Paper Structure (27 sections, 5 equations, 4 figures, 5 tables)

This paper contains 27 sections, 5 equations, 4 figures, 5 tables.

Figures (4)

  • Figure 1: Performance vs. Cost on DailyDVS-200wang2024dailydvs. Bubble size denotes model parameters. Our HoloEv-Net (red) outperforms existing methods, demonstrating an optimal balance of accuracy and efficiency.
  • Figure 2: Overview of the proposed HoloEv-Net. The raw event stream is first processed by our Compact Holographic Spatiotemporal Representation (CHSR). The extracted features from the backbone are processed by the Global Spectral Gating (GSG) module.
  • Figure 3: Visualization of the proposed CHSR. Unlike standard multi-view projections (middle) that suffer from information loss, our CHSR constructs a comprehensive representation in the $T$-$H$ domain.

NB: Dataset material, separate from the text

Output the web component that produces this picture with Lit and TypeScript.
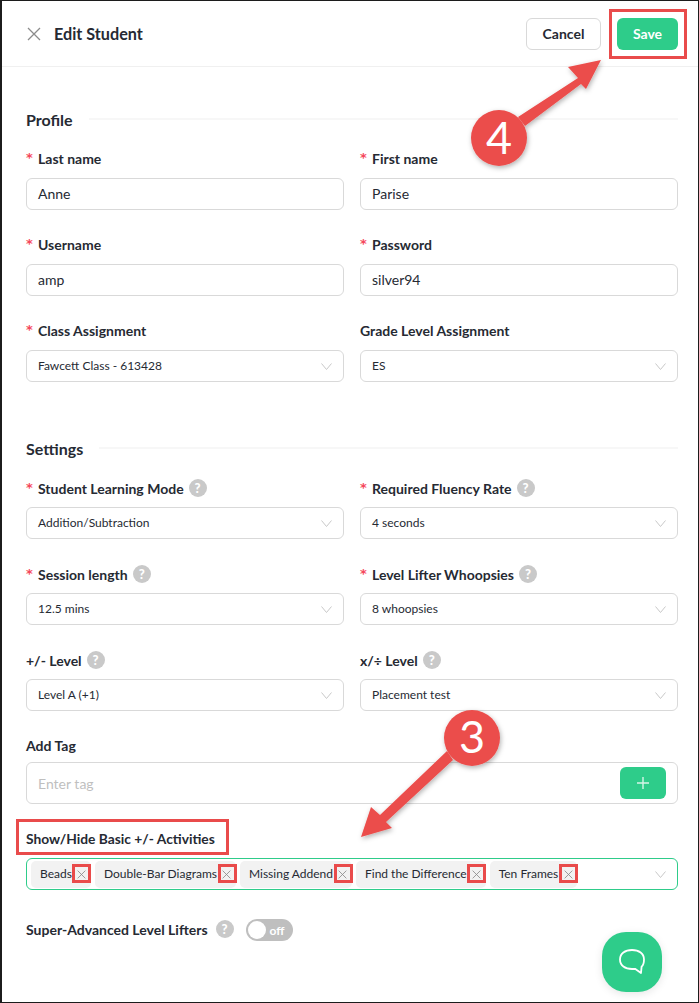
import { LitElement, html, css, svg } from "lit";
import { customElement } from "lit/decorators.js";

const chevron = html`<svg class="chev" width="11" height="7" viewBox="0 0 11 7"><path d="M.5.500l5 6 5-6" fill="none" stroke="#c8c8c8" stroke-width="1"/></svg>`;
const x = (s: number, c: string) => html`<svg width="${s}" height="${s}" viewBox="0 0 14 14"><path d="M1 1l12 12M13 1L1 13" fill="none" stroke="${c}" stroke-width="1.300"/></svg>`;

@customElement("app-root")
export class AppRoot extends LitElement {
  static styles = css`
    :host { display: block; position: relative; width: 699px; height: 1003px; box-sizing: border-box; overflow: hidden; background: #fff;
      border-style: solid; border-color: #1c1c1c; border-width: 1px 1px 1px 2px; font-family: Lato, sans-serif; color: #262a33; }
    .head { height: 66px; box-sizing: border-box; border-bottom: 1px solid #f0f0f0; display: flex; align-items: center; padding: 0 20px 0 25px; }
    .head .close { display: flex; margin-right: 13px; }
    .head h1 { font-size: 16.2px; font-weight: 700; margin: 0; flex: 1; }
    .btn { height: 32px; box-sizing: border-box; border-radius: 6px; font-size: 14px; font-weight: 700; display: flex; align-items: center; justify-content: center; }
    .cancel { width: 75px; border: 1px solid #d9d9d9; margin-right: 16px; }
    .save { width: 61px; background: #2ecc8a; color: #fff; }
    .body { padding: 0 20px 0 24px; }
    .sect { display: flex; align-items: center; font-size: 16px; font-weight: 700; height: 20px; box-sizing: border-box; padding-bottom: 2px; }
    .sect::after { content: ""; flex: 1; height: 2px; background: #f7f7f7; margin-left: 16px; }
    .s1 { margin-top: 43px; }
    .s2 { margin-top: 57px; }
    .grid { display: grid; grid-template-columns: 318px 318px; column-gap: 16px; row-gap: 25px; margin-top: 19px; }
    .lab { height: 20px; box-sizing: border-box; padding-bottom: 2px; margin-bottom: 9px; font-size: 14px; font-weight: 700; display: flex; align-items: center; color: #262a33; }
    .settings .lab { padding-bottom: 0; }
    .star { color: #f5475b; width: 12px; font-size: 13px; line-height: 14px; font-family: "DejaVu Sans", sans-serif; }
    .q { width: 18px; height: 18px; border-radius: 50%; background: #c9c9c9; color: #fff; font-size: 13px; font-weight: 900; display: inline-flex; align-items: center; justify-content: center; margin-left: 5px; }
    .inp { height: 32px; box-sizing: border-box; border: 1px solid #d9d9d9; border-radius: 6px; display: flex; align-items: center; justify-content: space-between; padding: 0 11px 2px 11px; font-size: 14px; }
    .sel { font-size: 12px; }
    .chev { flex: none; margin-top: 2px; }
    .taglab { margin-top: 25px; margin-bottom: 6px; }
    .taginp { height: 42px; box-sizing: border-box; border: 1px solid #d9d9d9; border-radius: 6px; display: flex; align-items: center; justify-content: space-between; padding: 0 11px; font-size: 14px; color: #bfbfbf; }
    .plus { width: 46px; height: 32px; background: #2ecc8a; border-radius: 6px; display: flex; align-items: center; justify-content: center; }
    .showlab { margin-top: 24px; margin-bottom: 10px; padding-bottom: 0; font-size: 13.8px; }
    .tags { height: 32px; box-sizing: border-box; border: 1px solid #2ecc8a; border-radius: 6px; display: flex; align-items: center; padding: 0 11px 0 4px; gap: 4px; font-size: 12px; }
    .tag { height: 27px; background: #f2f2f2; border-radius: 5px; display: flex; align-items: center; padding: 0 4px 0 9px; }
    .tag span { margin-bottom: 2px; }
    .tag svg { margin: 0 .5px 0 5.500px; }
    .tags .chev { margin-left: auto; margin-top: 0; }
    .sw { display: flex; align-items: center; margin-top: 27px; font-size: 14px; font-weight: 700; height: 24px; }
    .sw .q { margin-left: 8px; }
    .toggle { width: 47px; height: 22px; margin: 2px 0 0 12px; background: #bfbfbf; border-radius: 11px; display: flex; align-items: center; padding: 0 2px; box-sizing: border-box; color: #fff; font-size: 12px; font-weight: 700; gap: 4px; }
    .knob { width: 18px; height: 18px; border-radius: 50%; background: #fff; }
    .chat { position: absolute; left: 600px; top: 931px; width: 60px; height: 60px; border-radius: 24px; background: #2ecc8a; box-shadow: 0 2px 8px rgba(0,0,0,.1); display: flex; align-items: center; justify-content: center; }
    .anno { position: absolute; left: -2px; top: -1px; width: 699px; height: 1003px; pointer-events: none; }
    .num { font-family: Lato, sans-serif; font-size: 45px; font-weight: 400; fill: #fff; text-anchor: middle; }
  `;

  field(label: string, value: string, opts: { req?: boolean; sel?: boolean; q?: boolean } = {}) {
    return html`<div>
      <div class="lab">${opts.req ? html`<span class="star">*</span>` : ""}${label}${opts.q ? html`<span class="q">?</span>` : ""}</div>
      <div class="inp ${opts.sel ? "sel" : ""}"><span>${value}</span>${opts.sel ? chevron : ""}</div>
    </div>`;
  }

  render() {
    const tags = ["Beads", "Double-Bar Diagrams", "Missing Addend", "Find the Difference", "Ten Frames"];
    const boxes = [73.5, 219.5, 335.5, 468.5, 560.5];
    return html`
      <div class="head">
        <span class="close">${x(14, "#8c8c8c")}</span>
        <h1>Edit Student</h1>
        <div class="btn cancel">Cancel</div>
        <div class="btn save">Save</div>
      </div>
      <div class="body">
        <div class="sect s1">Profile</div>
        <div class="grid">
          ${this.field("Last name", "Anne", { req: true })}
          ${this.field("First name", "Parise", { req: true })}
          ${this.field("Username", "amp", { req: true })}
          ${this.field("Password", "silver94", { req: true })}
          ${this.field("Class Assignment", "Fawcett Class - 613428", { req: true, sel: true })}
          ${this.field("Grade Level Assignment", "ES", { sel: true })}
        </div>
        <div class="sect s2">Settings</div>
        <div class="grid settings">
          ${this.field("Student Learning Mode", "Addition/Subtraction", { req: true, sel: true, q: true })}
          ${this.field("Required Fluency Rate", "4 seconds", { req: true, sel: true, q: true })}
          ${this.field("Session length", "12.5 mins", { req: true, sel: true, q: true })}
          ${this.field("Level Lifter Whoopsies", "8 whoopsies", { req: true, sel: true, q: true })}
          ${this.field("+/- Level", "Level A (+1)", { sel: true, q: true })}
          ${this.field("x/÷ Level", "Placement test", { sel: true, q: true })}
        </div>
        <div class="lab taglab">Add Tag</div>
        <div class="taginp"><span>Enter tag</span><span class="plus"><svg width="14" height="14" viewBox="0 0 14 14"><path d="M7 1v12M1 7h12" stroke="#d5f5e8" stroke-width="1.400" fill="none"/></svg></span></div>
        <div class="lab showlab">Show/Hide Basic +/- Activities</div>
        <div class="tags">
          ${tags.map((t) => html`<div class="tag"><span>${t}</span>${x(9, "#8a8a8a")}</div>`)}
          ${chevron}
        </div>
        <div class="sw">Super-Advanced Level Lifters<span class="q">?</span><div class="toggle"><span class="knob"></span><span>off</span></div></div>
      </div>
      <div class="chat"><svg width="30" height="28" viewBox="0 0 30 28"><path d="M15 2C8 2 3 5.500 3 11.500S8 21 15 21c1 0 2 0 3-.2L24 25l.6-6.300C26.500 17 27 14.500 27 11.500 27 5.500 22 2 15 2z" fill="none" stroke="#fff" stroke-width="1.800" stroke-linejoin="round"/></svg></div>
      <svg class="anno" viewBox="0 0 699 1003">
        <defs><filter id="sh" x="-20%" y="-20%" width="150%" height="150%"><feDropShadow dx="1" dy="2" stdDeviation="2.500" flood-color="#000" flood-opacity=".3"/></filter></defs>
        <g fill="none" stroke="#e94b4b" stroke-width="3">
          <rect x="610.500" y="10.500" width="75" height="47"/>
          <rect x="17.500" y="820.500" width="210" height="33"/>
          ${boxes.map((b) => svg`<rect x="${b}" y="865.500" width="16" height="16"/>`)}
        </g>
        <g fill="#eb4d4b" filter="url(#sh)">
          <path d="M601 60L568 67 578 78 518 117 525 126 581 84 586 89z"/>
          <circle cx="499" cy="138" r="28"/>
          <path d="M361 837L371 807 380 815 447 751 453 760 386 822 392 828z"/>
          <circle cx="472" cy="738" r="28"/>
        </g>
        <text class="num" x="499" y="154">4</text>
        <text class="num" x="472" y="753">3</text>
      </svg>
    `;
  }
}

It consists of three channels: (1) Density Map (+) and (2) Density Map (-), which accumulate polarity-specific events to record motion trajectories; and (3) Holographic Map, which recovers the horizontal spatial cues (different color denotes different horizontal position) typically lost in $T$-$H$ projections.
  • Figure 4: Frequency analysis of event streams. The figure displays the event rate and FFT spectrum for two distinct actions. The distinct main frequencies (3.21 Hz for running, 1.32 Hz for nodding) highlight the discriminability of actions in the frequency domain.